Well designed networks are also highly legible - stopping patterns are consistent and timetables are clockfaced. It is easy for passengers to figure out how to use the system.     


2. Network design guides infrastructure

The Swiss Federal Railways design timetables 20 years in advance. This allows them to prioritise infrastructure projects needed to achieve improvements in the timetable. This is the most efficient way of planning and building infrastructure because it ensures that what is built - and the technology used - is only what is necessary.

Technology has a role to play, but it should never lead. Technology should be the servant of network design. 

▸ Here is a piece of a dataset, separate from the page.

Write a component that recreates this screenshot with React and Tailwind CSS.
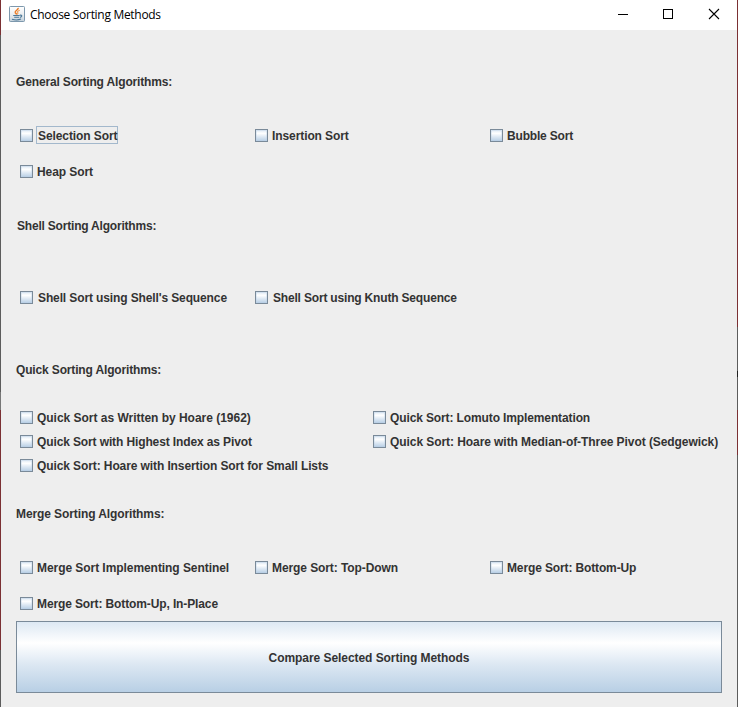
import React from "react";

const JAVA_FONT = "font-['Liberation_Sans',Arial,sans-serif] text-[12px] leading-[14px] font-bold text-[#333333] whitespace-pre";

function Check({ label, focused, pad, shift, tracking = "tracking-[-0.02px]" }) {
  return (
    <label className={`flex items-start ${pad}`}>
      <span className="box-border h-[13px] w-[13px] shrink-0 border border-[#7a8a99] bg-[linear-gradient(180deg,#dde8f3_0%,#ffffff_30%,#dde8f3_62%,#b8cfe5_100%)] shadow-[inset_0_0_0_1px_rgba(184,207,229,0.35)]" />
      <span
        className={`-mt-[3px] box-border h-[18px] border pt-[2px] ${shift ? "ml-[3px]" : "ml-[2px]"} ${JAVA_FONT} ${tracking} ${
          focused ? "w-[82px] border-[#a3b8cc]" : "border-transparent"
        }`}
      >
        <span className="block pl-px">{label}</span>
      </span>
    </label>
  );
}

function Heading({ children, tracking, indent = "" }) {
  return (
    <div className={`h-[72px] pt-[30px] ${indent} ${JAVA_FONT} ${tracking}`}>{children}</div>
  );
}

function JavaIcon() {
  return (
    <svg width="16" height="16" viewBox="0 0 16 16" fill="none">
      <defs>
        <linearGradient id="tile" x1="0" y1="0" x2="0" y2="1">
          <stop offset="0" stopColor="#ffffff" />
          <stop offset="0.5" stopColor="#eceff1" />
          <stop offset="1" stopColor="#c3d0da" />
        </linearGradient>
      </defs>
      <rect x="0.5" y="0.5" width="15" height="15" rx="0.8" fill="url(#tile)" stroke="#7d98ad" />
      <path d="M9.2 1.8C9.6 4 5.6 4.6 6.3 6.6C6.6 7.3 7.4 7.6 7.6 8.6" stroke="#ea7a24" strokeWidth="1.5" />
      <path d="M10.7 4.2C8.6 5 8.1 5.7 8.8 6.6C9.2 7.2 8.8 7.9 8.2 8.4" stroke="#f09a4e" strokeWidth="1.1" />
      <path d="M4.2 9.5H10.6M5.2 11.3H10M3 13.3C5.8 14.1 9.8 14 12 13.1M10.8 9.2C13.6 8.6 13.2 11 10.8 11.4" stroke="#4a7797" strokeWidth="1.1" />
    </svg>
  );
}

export default function App() {
  return (
    <div className="flex h-[707px] w-[738px] overflow-hidden bg-[#eeeeee]">
      <div className="flex w-px shrink-0 flex-col">
        <div className="h-[35px] bg-[#7b3033]" />
        <div className="h-[357px] bg-[#5c5c5c]" />
        <div className="h-[18px] bg-[#777777]" />
        <div className="h-[240px] bg-[#7b3033]" />
        <div className="flex-1 bg-[#5c5c5c]" />
      </div>

      <div className="flex w-[736px] shrink-0 flex-col">
        <header className="flex h-[30px] shrink-0 items-start bg-white">
          <div className="ml-[8px] mt-[6px] h-[16px] w-[16px]">
            <JavaIcon />
          </div>
          <span className="ml-[5px] mt-[7px] whitespace-pre font-['Open_Sans','Noto_Sans',sans-serif] text-[12px] leading-[16px] tracking-[-0.3px] text-black">
            Choose Sorting Methods
          </span>
          <div className="ml-auto flex h-[30px]">
            <svg width="46" height="30" viewBox="0 0 46 30" shapeRendering="crispEdges">
              <path d="M18 14.5H28" stroke="#000" />
            </svg>
            <svg width="46" height="30" viewBox="0 0 46 30" shapeRendering="crispEdges">
              <rect x="17.5" y="9.5" width="9" height="9" fill="none" stroke="#000" />
            </svg>
            <svg width="45" height="30" viewBox="0 0 45 30">
              <path d="M17 9L27 19M27 9L17 19" stroke="#000" strokeWidth="1.1" />
            </svg>
          </div>
        </header>

        <main className="flex flex-1 flex-col pl-[15px] pr-[15px] pt-[15px]">
          <Heading tracking="tracking-[-0.15px]">General Sorting Algorithms:</Heading>
          <div className="grid h-[72px] grid-cols-[235px_235px_235px] grid-rows-[36px_36px] pl-[4px]">
            <Check label="Selection Sort" focused shift pad="pt-[12px]" tracking="tracking-[-0.09px]" />
            <Check label="Insertion Sort" pad="pt-[12px]" tracking="tracking-[-0.09px]" />
            <Check label="Bubble Sort" pad="pt-[12px]" tracking="tracking-[-0.18px]" />
            <Check label="Heap Sort" pad="pt-[12px]" tracking="tracking-[-0.07px]" />
          </div>

          <Heading tracking="tracking-[-0.2px]" indent="pl-px">Shell Sorting Algorithms:</Heading>
          <div className="grid h-[72px] grid-cols-[235px_235px_235px] pl-[4px]">
            <Check label="Shell Sort using Shell's Sequence" shift pad="pt-[30px]" tracking="tracking-[-0.12px]" />
            <Check label="Shell Sort using Knuth Sequence" shift pad="pt-[30px]" tracking="tracking-[-0.18px]" />
          </div>

          <Heading tracking="tracking-[-0.15px]">Quick Sorting Algorithms:</Heading>
          <div className="grid h-[72px] grid-cols-[353px_353px] grid-rows-[24px_24px_24px] pl-[4px]">
            <Check label="Quick Sort as Written by Hoare (1962)" pad="pt-[6px]" />
            <Check label="Quick Sort: Lomuto Implementation" pad="pt-[6px]" tracking="tracking-[-0.12px]" />
            <Check label="Quick Sort with Highest Index as Pivot" pad="pt-[6px]" tracking="tracking-[-0.12px]" />
            <Check label="Quick Sort: Hoare with Median-of-Three Pivot (Sedgewick)" pad="pt-[6px]" tracking="tracking-[-0.07px]" />
            <Check label="Quick Sort: Hoare with Insertion Sort for Small Lists" pad="pt-[6px]" tracking="tracking-[-0.1px]" />
          </div>

          <Heading tracking="tracking-[-0.1px]">Merge Sorting Algorithms:</Heading>
          <div className="grid h-[72px] grid-cols-[235px_235px_235px] grid-rows-[36px_36px] pl-[4px]">
            <Check label="Merge Sort Implementing Sentinel" pad="pt-[12px]" tracking="tracking-[-0.06px]" />
            <Check label="Merge Sort: Top-Down" pad="pt-[12px]" tracking="tracking-[-0.09px]" />
            <Check label="Merge Sort: Bottom-Up" pad="pt-[12px]" tracking="tracking-[-0.13px]" />
            <Check label="Merge Sort: Bottom-Up, In-Place" pad="pt-[12px]" tracking="tracking-[-0.12px]" />
          </div>

          <button
            type="button"
            className={`flex h-[72px] w-[706px] items-center justify-center border border-[#7a8a99] bg-[linear-gradient(180deg,#dde8f3_0%,#ffffff_30%,#dde8f3_60%,#b8cfe5_100%)] pt-[2px] tracking-[-0.06px] ${JAVA_FONT}`}
          >
            Compare Selected Sorting Methods
          </button>
        </main>
      </div>

      <div className="flex w-px shrink-0 flex-col">
        <div className="h-[327px] bg-[#7b3033]" />
        <div className="h-[44px] bg-[#5c5c5c]" />
        <div className="h-[6px] bg-[#1f1f1f]" />
        <div className="h-[33px] bg-[#5c5c5c]" />
        <div className="h-[45px] bg-[#7b3033]" />
        <div className="flex-1 bg-[#5c5c5c]" />
      </div>
    </div>
  );
}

3. Fare structures that encourage public transport travel

The fare structure needed for successful public transport systems is the opposite of what mainstream economists think we should have. Economists like "pay as you go" fares, because then users have the tendency to ration their use of taxpayer subsidised services. Many users also like the idea of only paying for what they use.

But if our objective is for public transport to compete effectively with the car, the fare structure should provide an incentive to people to use public transport for as many trips as possible, including shopping, social and recreational trips. This is best achieved with highly discounted periodical fares (weekly, monthly, quarterly and annual travel passes), so every additional trip taken appears to the user to be free.